AIChE Girl ScoutsSTARKVILLE, Miss.— Mississippi State’s American Institute of Chemical Engineers student chapter recently held its annual Girl Scouts STEM Badge Day.

The 2022 STEM badge day featured Girl Scouts from Mississippi, Alabama and Tennessee. The event included five different hands-on experiment stations centered on chemical engineering, chemistry and petroleum engineering. The event was led by Julie Jessop, professor of chemical engineering and the AlChE faculty advisor.

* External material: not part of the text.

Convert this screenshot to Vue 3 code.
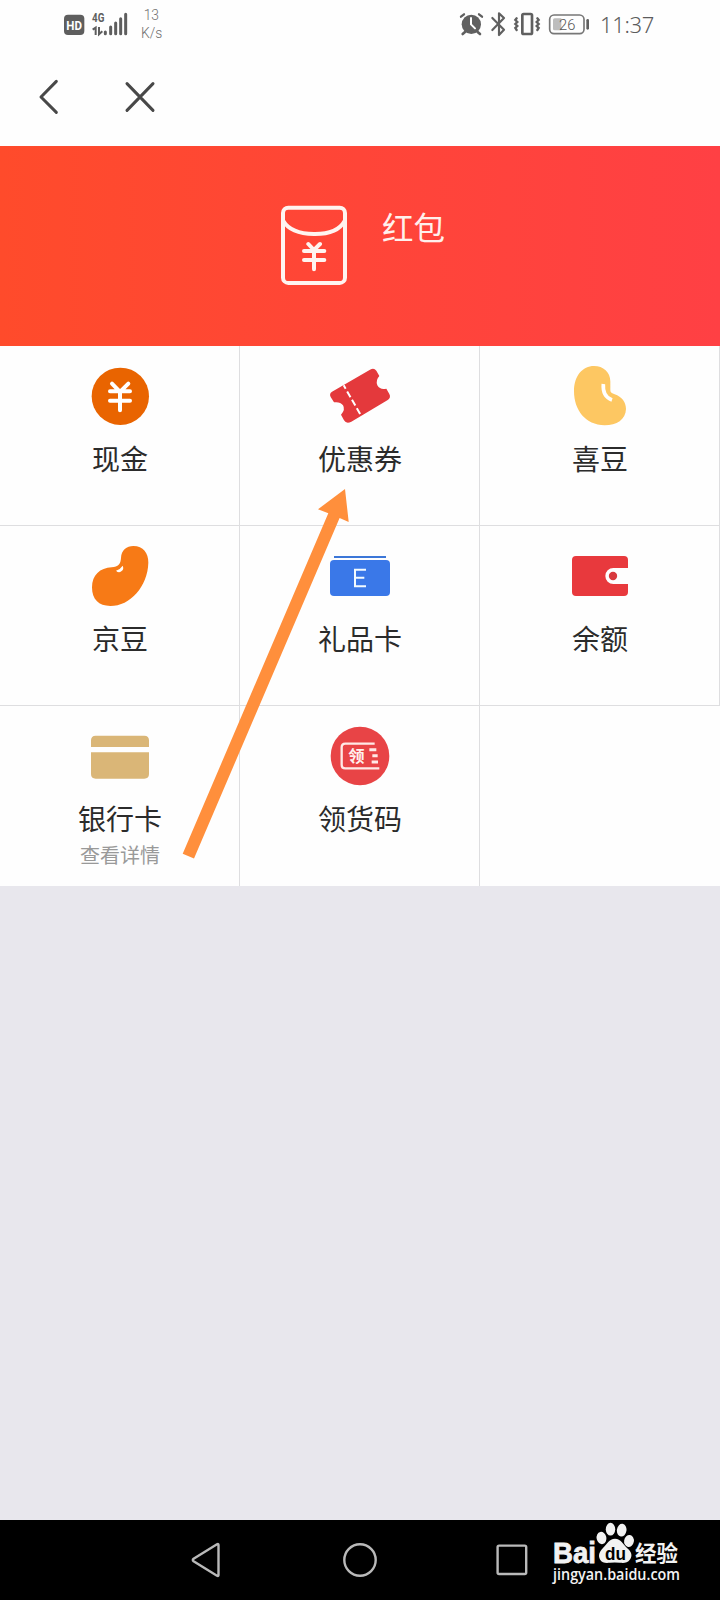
<script setup>
const items = [
  { id: 'cash', label: '现金', box: '60 48 240 240' },
  { id: 'coupon', label: '优惠券', box: '60 48 240 240' },
  { id: 'xibean', label: '喜豆', box: '60 48 240 240' },
  { id: 'jdbean', label: '京豆', box: '60 18 240 240' },
  { id: 'gift', label: '礼品卡', box: '60 18 240 240' },
  { id: 'balance', label: '余额', box: '780 18 240 240' },
  { id: 'bank', label: '银行卡', box: '60 18 240 240', note: '查看详情' },
  { id: 'code', label: '领货码', box: '60 18 240 240' },
]
</script>

<template>
  <div class="screen">
    <header class="top">
      <div class="status">
        <svg class="status-left" viewBox="0 0 390 150">
          <rect x="42" y="44" width="61" height="61" rx="12" fill="#5e5e5e" />
          <text class="cond" x="49" y="89" font-size="39" font-weight="700" fill="#fff" textLength="47" lengthAdjust="spacingAndGlyphs">HD</text>
          <text class="cond" x="126" y="67" font-size="38" font-weight="700" fill="#5e5e5e" textLength="37" lengthAdjust="spacingAndGlyphs">4G</text>
          <path d="M128 89l9-6v22M147 81v22l10-9" fill="none" stroke="#5e5e5e" stroke-width="6" />
          <path d="M166 96v5M182 81v20M197 69v32M212 56v45M227 43v58" stroke="#5e5e5e" stroke-width="9" stroke-linecap="round" />
          <text class="rob" x="281" y="59" font-size="42" fill="#707070" textLength="46" lengthAdjust="spacingAndGlyphs">13</text>
          <text class="rob" x="273" y="113" font-size="42" fill="#707070" textLength="64" lengthAdjust="spacingAndGlyphs">K/s</text>
        </svg>
        <svg class="status-right" viewBox="0 0 660 150">
          <g stroke="#606060" fill="none" stroke-linecap="round">
            <circle cx="64" cy="73" r="29" fill="#606060" stroke="none" />
            <path d="M45 96l-7 6M83 96l7 6" stroke-width="8" />
            <path d="M33 50l9-7M87 43l9 7" stroke-width="7" />
            <path d="M63 54v19l12 12" stroke="#fff" stroke-width="6" />
            <path d="M127 54l35 35-15 16V40l15 14-35 36" stroke-width="6.500" stroke-linejoin="round" />
            <rect x="217" y="42" width="29" height="60" rx="4" stroke-width="8" />
            <path d="M200 55l-4 5 6 6-6 6 6 6-6 6 4 6M262 55l4 5-6 6 6 6-6 6 6 6-4 6" stroke-width="7" />
            <rect x="299" y="45" width="103" height="56" rx="13" stroke="#777" stroke-width="5" />
            <path d="M413 61v24" stroke-width="8" />
          </g>
          <path d="M309 60q0-5 5-5h20v36h-20q-5 0-5-5z" fill="#bdbdbd" />
          <text class="rob" x="327" y="89" font-size="46" fill="#555" textLength="49" lengthAdjust="spacingAndGlyphs">26</text>
          <text class="time" x="450" y="98" font-size="66" fill="#5c5c5c" textLength="163" lengthAdjust="spacing">11:37</text>
        </svg>
      </div>
      <nav class="tools">
        <svg viewBox="0 0 480 150">
          <path d="M109 64L63 111l46 46M321 71l78 80M399 71l-78 80" fill="none" stroke="#484848" stroke-width="9" stroke-linecap="round" stroke-linejoin="round" />
        </svg>
      </nav>
    </header>

    <section class="banner">
      <svg viewBox="60 45 204 243">
        <g fill="none" stroke="#fff4f0" stroke-width="12" stroke-linecap="round">
          <rect x="69" y="53" width="186" height="226" rx="16" />
          <path d="M70 93Q92 131 162 132T254 93" />
          <path d="M145 162l17 18 18-18M162 181v57M132 183h61M132 210h61" />
        </g>
      </svg>
      <h1>红包</h1>
    </section>

    <main class="grid">
      <div v-for="item in items" :key="item.id" class="cell">
        <svg class="icon" :viewBox="item.box">
          <template v-if="item.id === 'cash'">
            <circle cx="181" cy="169" r="86" fill="#e96400" />
            <path d="M156 131l24 25 25-25M180 156v55M150 154h60M150 182h60" fill="none" stroke="#fff" stroke-width="12" stroke-linecap="round" />
          </template>
          <template v-else-if="item.id === 'coupon'">
            <path d="M96 155L210 89Q222 82 229 92L238 108Q226 121 232 136Q241 151 259 146L268 162Q274 173 262 181L154 245Q139 253 132 241L123 224Q137 209 129 196Q120 184 102 187L92 171Q87 161 96 155z" fill="#e4393c" />
            <path d="M131 136l53 92" stroke="#fff" stroke-width="6" stroke-dasharray="20 9" stroke-dashoffset="8" />
          </template>
          <template v-else-if="item.id === 'xibean'">
            <path d="M162 78C190 78 211 96 211 124V151C211 158 216 160 224 163C246 171 258 187 258 207C257 239 230 256 194 256C136 255 102 210 102 154C102 107 128 78 162 78z" fill="#fdc762" />
            <path d="M190 132Q187 170 216 180" fill="none" stroke="#fff" stroke-width="11" />
          </template>
          <template v-else-if="item.id === 'jdbean'">
            <path d="M220 48C250 48 265 70 265 98C263 169 211 228 151 228C116 228 96 208 96 172C96 135 120 114 155 112C175 111 182 102 183 84C184 60 200 48 220 48z" fill="#f77a16" />
            <path d="M168 122Q180 119 188 107Q193 118 184 124Q176 130 168 122z" fill="#fff" />
          </template>
          <template v-else-if="item.id === 'gift'">
            <path d="M102 81h156" stroke="#3c77d8" stroke-width="6" />
            <rect x="90" y="90" width="180" height="108" rx="12" fill="#3a78e8" />
            <path d="M198 119h-33v50h33M165 143h28" fill="none" stroke="#f3fbff" stroke-width="6" />
          </template>
          <template v-else-if="item.id === 'balance'">
            <path d="M828 78h144q12 0 12 12v24h-44a24 24 0 0 0 0 48h44v24q0 12-12 12H828q-12 0-12-12V90q0-12 12-12z" fill="#e8393d" />
            <circle cx="939" cy="138" r="12.5" fill="#d8393e" />
          </template>
          <template v-else-if="item.id === 'bank'">
            <path d="M93 111V91q0-14 14-14h146q14 0 14 14v20zM93 127h174v65q0 14-14 14H107q-14 0-14-14z" fill="#dab677" />
          </template>
          <template v-else>
            <circle cx="180" cy="138" r="88" fill="#e84446" />
            <path d="M224 101h-88q-11 0-11 11v52q0 11 11 11h102" fill="none" stroke="#ffe9e6" stroke-width="7" />
            <path d="M208 119h21M217 137h16M215 156h19" stroke="#ffe9e6" stroke-width="9" />
            <text x="145" y="156" font-size="49" font-weight="700" fill="#fff0ed">领</text>
          </template>
        </svg>
        <span class="label">{{ item.label }}</span>
        <span v-if="item.note" class="note">{{ item.note }}</span>
      </div>
      <svg class="arrow" viewBox="170 480 190 390">
        <path d="M345 489L348.7 522L339.6 518L194 858.5L182.7 853.7L328.3 513.2L318 509.3z" fill="#ff8f3c" />
      </svg>
    </main>

    <footer class="system">
      <svg viewBox="0 0 40 40"><path d="M31.500 5v30q0 1.500-1.500.7L6.600 21.300Q5 20 6.600 18.700L30 4.300q1.500-.8 1.500.7z" /></svg>
      <svg viewBox="0 0 40 40"><circle cx="20" cy="20" r="15.7" /></svg>
      <svg viewBox="0 0 40 40"><rect x="4.600" y="5.600" width="28.600" height="28.400" rx="1.500" /></svg>
      <svg class="mark" viewBox="540 1520 160 80">
        <g fill="#f2f2f2">
          <text class="bai" x="553" y="1562.500" font-size="30" textLength="43" lengthAdjust="spacingAndGlyphs">Bai</text>
          <ellipse cx="601.500" cy="1538" rx="4.900" ry="6.200" transform="rotate(-12 601.5 1538)" />
          <ellipse cx="610.500" cy="1529.200" rx="4.700" ry="6.400" />
          <ellipse cx="621.700" cy="1530.200" rx="4.800" ry="6.400" transform="rotate(8 621.7 1530.2)" />
          <ellipse cx="629" cy="1541" rx="4.900" ry="6" transform="rotate(10 629 1541)" />
          <path d="M615 1538.700c6 0 8 5.500 12 9.300c5 4 5.500 8 3 11.500c-2.500 3.800-6.500 3.600-10 3.300q-5.500-.8-10 0c-4 .3-8 .5-10-3.300c-2-3.800-1-7.500 3-11.500c4-3.800 6-9.300 12-9.300z" />
          <text class="cjk" x="635" y="1560.500" font-size="21.500" textLength="43" lengthAdjust="spacingAndGlyphs">经验</text>
          <text class="url" x="553" y="1579.500" font-size="15.500" textLength="127" lengthAdjust="spacingAndGlyphs">jingyan.baidu.com</text>
        </g>
        <text class="du" x="605" y="1559.500" font-size="18" textLength="21" lengthAdjust="spacingAndGlyphs">du</text>
      </svg>
    </footer>
  </div>
</template>

<style>
body { background: #e8e7ed; }
</style>

<style scoped>
.screen {
  width: 720px;
  height: 1600px;
  display: flex;
  flex-direction: column;
  overflow: hidden;
  background: #e8e7ed;
  font-family: "Noto Sans", "Noto Sans CJK SC", sans-serif;
}
svg { display: block; }
.top { height: 146px; background: #fefefe; }
.status { display: flex; justify-content: space-between; padding: 0 50px; height: 60px; }
.status-left { width: 130px; height: 50px; }
.status-right { width: 220px; height: 50px; }
.rob { font-family: Roboto, sans-serif; font-weight: 300; }
.cond { font-family: Roboto, sans-serif; }
.time { font-family: "Noto Sans", sans-serif; font-weight: 300; }
.tools { padding-left: 20px; }
.tools svg { width: 160px; height: 50px; overflow: visible; }
.banner {
  height: 200px;
  box-sizing: border-box;
  display: flex;
  gap: 34px;
  padding: 59px 0 0 280px;
  background: linear-gradient(90deg, #ff4b2b, #ff4538 50%, #ff4044);
}
.banner svg { width: 68px; height: 81px; }
.banner h1 {
  margin: 1px 0 0;
  font-size: 31.5px;
  line-height: 40px;
  font-weight: 400;
  color: #fff0ec;
  font-family: "Noto Sans CJK SC", sans-serif;
}
.grid {
  position: relative;
  height: 540px;
  display: grid;
  grid-template-columns: repeat(3, 240px);
  grid-auto-rows: 180px;
  background: #fefefe;
}
.cell {
  box-sizing: border-box;
  border-right: 1px solid #dedee0;
  border-bottom: 1px solid #dedee0;
  display: flex;
  flex-direction: column;
  align-items: center;
  padding: 10px 0 0 1px;
  font-family: "Noto Sans CJK SC", sans-serif;
}
.cell:nth-child(n + 7) { border-bottom: 0; }
.icon { width: 80px; height: 80px; flex: none; }
.label { margin-top: 2px; font-size: 28px; line-height: 40px; color: #2b2b2b; }
.note { margin-top: 3px; font-size: 20px; line-height: 28px; color: #999; }
.arrow { position: absolute; left: 170px; top: 134px; width: 190px; height: 390px; }
.system {
  position: relative;
  margin-top: auto;
  height: 80px;
  box-sizing: border-box;
  display: grid;
  grid-template-columns: repeat(3, 153px);
  place-content: center;
  justify-items: center;
  background: #000;
}
.system > svg:not(.mark) { width: 40px; height: 40px; fill: none; stroke: #b9b9b9; stroke-width: 2.4; }
.system .mark { position: absolute; left: 540px; top: 0; width: 160px; height: 80px; }
.bai { font-family: "Liberation Sans", sans-serif; font-weight: 700; stroke: #f2f2f2; stroke-width: 0.8px; }
.cjk { font-family: "Noto Sans CJK SC", sans-serif; font-weight: 700; }
.url { font-family: "Open Sans", sans-serif; font-weight: 600; }
.du { font-family: "Liberation Sans", sans-serif; font-weight: 700; fill: #000; }
</style>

“We put them in groups by age level so our volunteers can explain the scientific principles behind the experiments at appropriate levels,” Jessop said. “One of the things that we really like is that it’s hands on. They’re actually doing the experiments, not just watching demos by people doing things in front of them.”

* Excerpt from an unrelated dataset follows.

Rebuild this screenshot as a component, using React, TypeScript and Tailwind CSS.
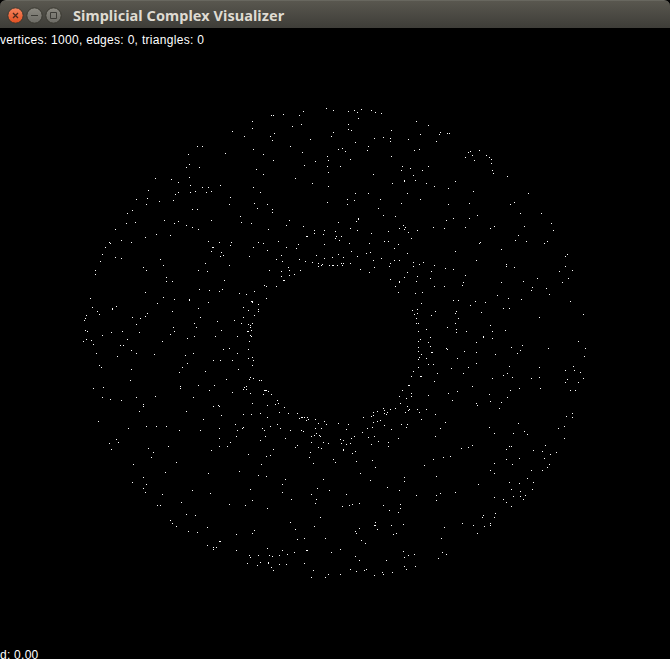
import React from "react";

type Tile = { x: number; y: number; points: string };

// Vertices grouped by viewport tile; coordinates are in thirds of a pixel from the tile's corner.
const tiles: Tile[] = [
  {
    x: 75,
    y: 100,
    points:
      "472,94 508,109 367,139 382,139 340,163 451,160 343,193 334,202 373,202 241,235 289,238 310,247 343,232 346,256 382,262 400,262 436,256 220,271 301,283 310,277 346,277 361,274 394,277 409,274 184,298 217,295 214,313 253,304 295,301 466,292 463,313 172,331 157,340 352,328 367,328 496,349 499,367 154,370 181,367 268,361 298,370 310,364 334,376 352,382 370,388 409,361 121,388 139,421 169,427 211,412 244,403 286,406 103,427 106,430 91,442 82,463 76,484 121,472 139,475 256,478 400,424 433,427 469,427 466,436 412,442 415,442 409,454 439,457 436,469 445,466 391,490 523,469",
  },
  {
    x: 250,
    y: 100,
    points:
      "229,25 250,31 295,34 313,31 322,37 334,28 364,31 376,37 394,40 325,55 64,46 70,46 100,43 148,46 160,34 154,73 127,79 7,64 7,85 73,100 61,109 67,121 181,118 121,139 157,157 250,97 244,109 295,73 295,88 304,91 316,127 373,115 400,112 421,115 421,124 424,91 499,64 511,103 475,118 10,148 40,163 70,181 163,196 196,184 232,169 235,181 232,199 235,217 265,148 277,145 286,154 301,178 271,199 352,151 355,139 424,169 493,151 508,148 19,208 40,223 136,235 187,250 235,259 10,262 31,277 370,223 457,199 454,211 481,205 517,211 490,226 496,241 463,241 463,244 427,250 316,280 355,280 472,280 292,298 313,301 292,313 232,307 391,298 454,310 511,298 13,310 22,325 52,313 67,328 67,337 385,325 400,346 436,349 118,361 109,376 4,370 55,388 160,379 193,391 193,400 223,391 220,403 265,367 319,364 325,355 325,358 301,385 322,391 256,394 259,409 256,415 274,409 268,421 364,400 415,394 448,385 460,376 466,382 463,388 475,397 502,391 484,415 169,409 172,409 25,427 40,430 85,424 10,442 52,451 109,442 145,433 139,445 223,433 298,430 358,430 403,424 415,424 445,433 433,445 304,454 349,460 361,457 94,466 79,478 97,484 148,478 166,484 199,466 187,487 205,490 217,493 223,475 247,472 265,463 280,472 274,490 280,490 301,490 322,469 370,481 394,475 433,481 448,481 421,490 472,460 490,487 508,493 520,487",
  },
  {
    x: 425,
    y: 100,
    points:
      "10,76 46,97 43,103 67,100 73,100 34,124 130,157 136,154 163,151 142,166 121,172 148,181 184,166 193,172 199,178 199,190 10,199 202,211 205,220 247,229 4,250 28,259 70,265 91,244 145,274 310,280 70,313 133,310 256,313 268,307 64,361 85,355 133,355 157,346 286,340 349,340 25,382 58,385 121,382 196,385 208,379 298,379 379,370 385,391 280,406 271,421 304,424 358,430 367,424 163,430 166,427 229,448 91,454 154,481 244,493 421,469 427,463",
  },
  {
    x: 75,
    y: 265,
    points:
      "61,16 61,28 205,7 214,16 265,1 463,1 370,16 397,19 274,37 274,49 292,49 448,46 211,82 373,73 403,76 433,79 442,73 493,85 514,88 46,100 265,97 298,103 343,103 343,106 247,115 400,112 52,127 67,139 73,148 112,130 112,133 124,124 370,130 505,127 520,136 292,139 34,151 31,160 28,166 172,157 196,160 211,154 217,145 376,157 505,157 427,169 478,166 499,175 520,178 184,178 358,175 364,187 295,187 298,199 286,208 31,196 37,199 82,211 109,202 142,199 193,202 439,196 517,199 520,199 358,214 421,214 487,214 337,220 25,229 34,223 49,226 55,238 157,223 136,241 145,241 262,229 523,229 169,256 184,265 64,265 127,274 238,268 331,271 355,265 445,253 463,250 520,253 487,265 415,286 436,286 472,286 520,280 337,295 322,307 313,322 73,301 79,307 169,313 391,319 490,313 166,346 454,343 523,343 55,370 85,367 316,364 316,370 370,361 403,376 418,361 472,382 505,373 508,367 514,364 514,373 82,397 106,403 139,406 184,397 241,394 355,397 205,418 205,424 193,439 334,439 415,424 430,421 433,424 439,451 505,448 385,463 70,469 160,490 214,484 244,484 274,484 433,490 481,478 502,490 505,487",
  },
  {
    x: 250,
    y: 265,
    points:
      "115,7 118,16 94,19 58,16 151,16 133,28 118,31 94,34 100,46 103,46 43,61 49,64 79,64 13,79 49,100 4,109 7,109 7,112 25,118 25,133 25,139 13,151 205,4 214,1 238,1 247,1 250,1 262,1 277,1 331,13 373,7 358,22 418,4 490,4 472,22 463,37 502,34 499,49 421,43 448,49 448,52 436,64 445,82 496,85 517,82 514,115 487,136 502,133 502,145 493,148 499,160 499,175 505,175 505,199 511,223 505,229 505,247 505,259 514,268 508,277 505,283 505,307 490,319 484,334 511,334 514,334 7,175 1,181 1,187 4,196 1,211 4,214 7,277 10,286 7,301 1,337 10,340 28,346 34,346 43,376 46,376 49,376 55,379 40,388 64,388 1,385 82,406 85,415 76,418 52,421 7,415 103,427 88,442 115,445 142,445 31,445 4,448 52,457 148,460 154,457 157,457 163,457 172,457 175,463 169,466 196,463 223,469 205,475 229,478 265,475 295,478 82,478 61,484 37,490 91,490 196,490 214,490 289,493 340,457 370,442 382,439 370,451 364,454 400,430 403,436 403,445 412,442 409,448 421,433 436,430 451,415 448,394 457,376 475,361 478,361 484,385 484,394 469,400 472,424 478,433 475,436 466,442 502,433 508,442 514,463 370,472 382,469 391,466 403,481 367,487 352,490 454,478 472,478 469,487 424,493",
  },
  {
    x: 425,
    y: 265,
    points:
      "28,1 19,19 61,10 85,13 121,31 16,40 28,64 58,64 115,52 112,61 244,4 268,7 229,52 295,49 337,40 322,67 319,76 364,70 373,88 403,19 421,4 442,16 430,40 412,52 217,91 250,100 289,103 85,106 100,106 151,109 181,112 136,121 235,130 253,130 436,109 31,139 19,151 94,139 91,145 100,160 169,142 475,148 343,157 91,175 67,187 94,193 94,202 4,193 124,199 196,181 202,199 241,196 175,214 175,217 202,220 16,217 10,232 16,244 154,232 259,247 292,241 286,256 277,265 64,250 67,253 118,259 154,262 19,262 22,262 211,268 370,250 460,229 481,250 478,274 4,280 97,280 10,298 25,298 154,295 130,307 79,310 37,325 115,325 253,304 343,307 445,304 421,316 448,316 466,322 235,331 247,325 262,337 202,340 319,340 343,337 427,343 421,352 460,352 475,340 28,349 142,364 97,379 70,385 256,376 283,370 346,370 436,376 451,376 10,391 193,388 247,397 82,406 196,409 229,412 154,415 157,421 223,430 4,433 31,448 442,445 442,457 424,454 61,472 280,475 46,490 193,487 400,490 418,484",
  },
  {
    x: 75,
    y: 430,
    points:
      "313,1 376,1 487,1 484,19 433,25 124,28 130,37 103,40 109,58 466,37 433,49 457,49 280,49 220,55 235,67 409,61 229,82 520,73 304,97 175,103 271,127 400,130 493,124 205,142 172,157 214,163 205,175 211,187 262,193 352,181 406,190 319,217 247,226 256,226 463,223 511,226 334,253 361,256 286,271 292,280 304,289 397,292 340,304 367,307 484,313 433,334 436,334 397,346 415,352 424,352 415,358 484,361 523,376 517,400",
  },
  {
    x: 250,
    y: 430,
    points:
      "43,1 121,1 154,1 160,4 46,19 31,31 106,25 199,10 193,16 184,19 208,16 211,19 184,37 220,37 235,40 337,7 313,19 304,25 271,28 280,31 274,40 289,43 301,40 355,22 373,19 385,34 364,43 415,37 415,49 445,25 142,46 136,52 205,52 214,55 70,58 181,67 280,58 280,61 316,64 307,70 61,76 49,79 178,82 250,88 256,97 190,100 34,103 319,94 367,91 376,112 523,106 331,130 25,136 49,139 106,148 97,163 220,148 361,151 463,142 463,154 1,178 97,187 202,175 238,181 412,172 448,181 184,193 289,193 499,196 7,211 124,208 199,208 196,220 277,229 298,226 307,223 328,220 400,226 451,223 451,235 418,241 445,247 52,235 211,262 121,277 376,277 373,286 376,286 424,286 460,283 193,289 136,298 328,295 382,298 13,301 7,310 316,304 319,310 439,310 430,313 142,328 163,325 226,325 334,331 346,340 52,355 97,361 169,361 172,361 271,358 133,367 244,367 112,373 460,364 25,376 58,376 67,379 88,376 1,382 316,379 475,376 493,373 463,382 328,391 409,391 31,397 55,397 55,400 22,406 88,403 109,403 163,400 64,412 70,421 463,409 496,409 469,418 190,421 301,418 319,424 343,421 349,418 397,427 400,433 427,427 373,436 235,433 271,433 184,442 226,442",
  },
  {
    x: 425,
    y: 430,
    points:
      "31,19 208,10 265,10 298,4 307,13 418,25 142,46 130,52 109,55 253,49 259,49 244,58 361,46 325,61 352,64 376,73 394,67 76,79 55,82 25,88 244,88 283,85 358,85 208,100 262,103 373,103 367,112 196,121 208,130 319,121 352,121 34,139 307,145 160,163 253,157 283,160 325,157 259,178 322,178 286,184 91,187 46,190 34,196 34,211 265,199 286,199 301,196 295,208 208,202 235,208 244,217 259,229 211,250 175,256 172,262 208,262 112,280 196,280 196,286 145,286 178,289 58,292 157,310 49,325 52,367 64,373 40,385",
  },
];

const cloud = tiles
  .flatMap((t) =>
    t.points.split(" ").map((p) => {
      const [x, y] = p.split(",").map(Number);
      return `M${t.x + Math.floor(x / 3)} ${t.y + Math.floor(y / 3) - 28}h1v1h-1z`;
    }),
  )
  .join("");

function WindowButtons() {
  return (
    <svg width="62" height="28" viewBox="0 0 62 28" fill="none" className="block shrink-0">
      <defs>
        <linearGradient id="close" x1="0" y1="0" x2="0" y2="1">
          <stop stopColor="#f6855f" />
          <stop offset="1" stopColor="#e24f20" />
        </linearGradient>
        <linearGradient id="plain" x1="0" y1="0" x2="0" y2="1">
          <stop stopColor="#8c8a82" />
          <stop offset="1" stopColor="#6c6b65" />
        </linearGradient>
      </defs>
      <circle cx="15.5" cy="14.5" r="7.7" fill="url(#close)" stroke="#38372f" />
      <circle cx="34.5" cy="14.5" r="7.7" fill="url(#plain)" stroke="#38372f" />
      <circle cx="53.5" cy="14.5" r="7.7" fill="url(#plain)" stroke="#38372f" />
      <path d="m13 12 5 5m0-5-5 5" stroke="#4b291c" strokeWidth="1.3" />
      <path d="M31 14.5h7" stroke="#3c3b36" />
      <path d="M50.5 11.5h6v6h-6z" stroke="#3c3b36" />
    </svg>
  );
}

export default function App() {
  return (
    <div className="flex h-[659px] w-[670px] flex-col overflow-hidden bg-black font-['Liberation_Sans',sans-serif] text-white">
      <header className="flex h-7 shrink-0 items-center rounded-t-md border-t border-[#68675f] bg-linear-to-b from-[#59574f] to-[#3e3d38]">
        <WindowButtons />
        <h1 className="ml-[11px] whitespace-nowrap font-['Noto_Sans',sans-serif] text-[14.5px] leading-7 font-bold tracking-[0.06px] text-[#dfdbd2]">
          Simplicial Complex Visualizer
        </h1>
      </header>
      <main className="grid flex-1 grid-cols-1 grid-rows-1">
        <svg
          width="670"
          height="631"
          viewBox="0 0 670 631"
          shapeRendering="crispEdges"
          className="col-start-1 row-start-1"
        >
          <path d={cloud} fill="#fff" />
        </svg>
        <div className="col-start-1 row-start-1 flex flex-col justify-between text-[12px] leading-4">
          <p className="pt-1 tracking-[0.3px] whitespace-nowrap">vertices: 1000, edges: 0, triangles: 0</p>
          <p className="leading-[8px] tracking-[0.26px] whitespace-nowrap">d: 0.00</p>
        </div>
      </main>
    </div>
  );
}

The girls, who ranged in age from kindergartners to high school seniors, were also visited by a panel of students. By taking part in the free event, the Girl Scouts, were able to earn a new STEM merit badge.

AIChE Girl Scouts

Jessop explained how important this event is for the future of engineering, and especially for the growth of women in the field of engineering.

“This is something that’s been very important to me because we need more people to be engineers. Especially my heart is for women in engineering, because the numbers still hover around 20% nationally,” Jessop said.

Catherine Boltz, a sophomore chemical engineering major, serves as the K-12 STEM outreach chair for AlChE, and helped lead this year’s badge day.

“At the beginning of the event we did a little demo with dry ice. We were doing this to start the event and get everyone excited,” Boltz said. “We got to see all of the girls interact and get excited about science. That was really nice, and it foreshadowed how the rest of the day would go.”

Boltz explained why the Girl Scouts STEM Badge Day is influential for young girls taking part in the event.

“Starting at a young age and doing simple experiments with the girls is really important to show them just how accessible and simple it can be,” Boltz said. “Also, to show them older girls who are pursuing a STEM major, so they can see other people who have been successful in these fields.”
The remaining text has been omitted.